Why are we bragging about rejecting people?
I’m disappointed that I’ve fallen into the trap of celebrating admissions standards more selective than {insert famous college}. The goal of these programs is to make bitcoin development more accessible, not teach the top 1%. For the 99% who didn’t get in, we’ve sent them an unambiguous signal that they don’t have what it takes. There is no way this excluded group doesn’t have a significant fraction of people worth further investment. This reflects the American high-ed model solely motivated by the U.S. News and World Report rankings to pump up absolute application numbers so that their relative ratios can appear more exclusive. This method is ubiquitous. It’s in pre-schools, sports programs, and theater. And without much consideration, it’s in the things I do too.
Teaching to the top 100%
The promise of Massive Online Open Courses (MOOCs) was to allow anyone in the world to access the best material. This was going to change everything. But it didn’t because MOOCs don’t produce signal. There are no consequences for not finishing. There is no way to tell if a learner got what they needed from the first 10% of the course and withdrew or whether the student just quit.

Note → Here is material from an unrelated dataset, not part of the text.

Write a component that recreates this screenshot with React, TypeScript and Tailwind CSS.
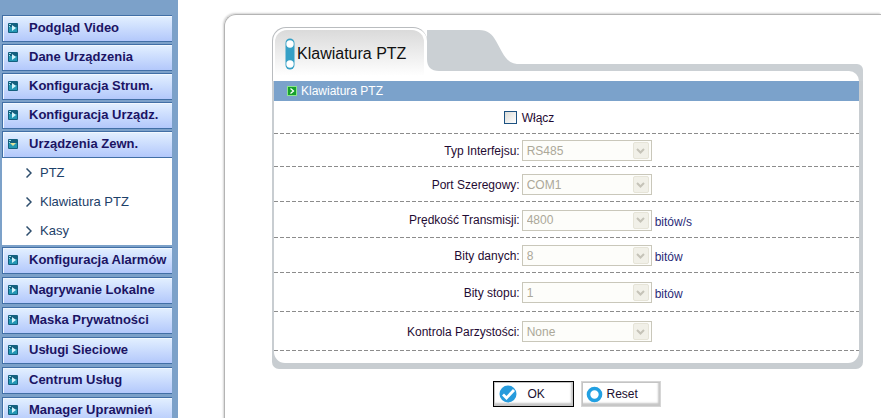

Bitcoin needs a massive signal machine that can call attention to the people that are falling down the rabbit hole. Time spent on the platform, number of actions per day, and number of comments posted are useful platform metrics to measure the relationship between a user and a platform, but they don’t measure time spent on quiet reading or digesting the intricate play of the connection of power dynamics, decentralization and money in the mind.
The journey through bitcoin is different for all of us, yet you can tell by the crazed look in their eye and the rapid pattern of their speech that the bug has bitten someone. This is happening all over the world amongst talented and motivated people. And we are failing to grease the wheels on their next steps.
Web3 is winning
We are losing the talent war. We can scoff at their naivete, but it’s not their fault. It’s ours. We are losing the battle because we are losing the information war. No one can say what Web3 is, and yet, it travels better than any bitcoin meme I’ve encountered. Bitcoin’s job opportunities are dwarfed by the Web3 ecosystem. The long tale of derivative projects and copies of copies creates plenty of room for newcomers. Their tooling and tutorials are better too. But the biggest difference and why I think Web3 is winning is because the message is that Web3 is for everyone. The core message is inclusivity. It’s hard enough as it is to recruit, being branded as toxic certainly doesn’t help.
The bitcoin signal machine
I don’t know how to make this, but I want it. The best education is meeting the learner where they are at the moment they need it. That can be motivation in the form of a pep talk or the social pressure of showing up for others. That could be showing up with curated content for the exact subject that has commandeered their mind. The trick, however is to be able to derive signal from people willing to endure the pain of learning. I don’t know of a better screen for success than watching learners overcome struggle, nor do I know how to capture it en masse. (Maybe there is a better way with games, contests, or something else?)
I’ve failed me
The title of this blog is that bitcoin is for all of us, yet I’m part of the problem by broadcasting that thousands of learners don’t have what it takes to participate. Because of time and energy constraints, it’s reasonable that we increase our investment in learners as they demonstrate skills and passion. But to discard so many without providing paths that to indicate that they warrant further attention is unforgivable.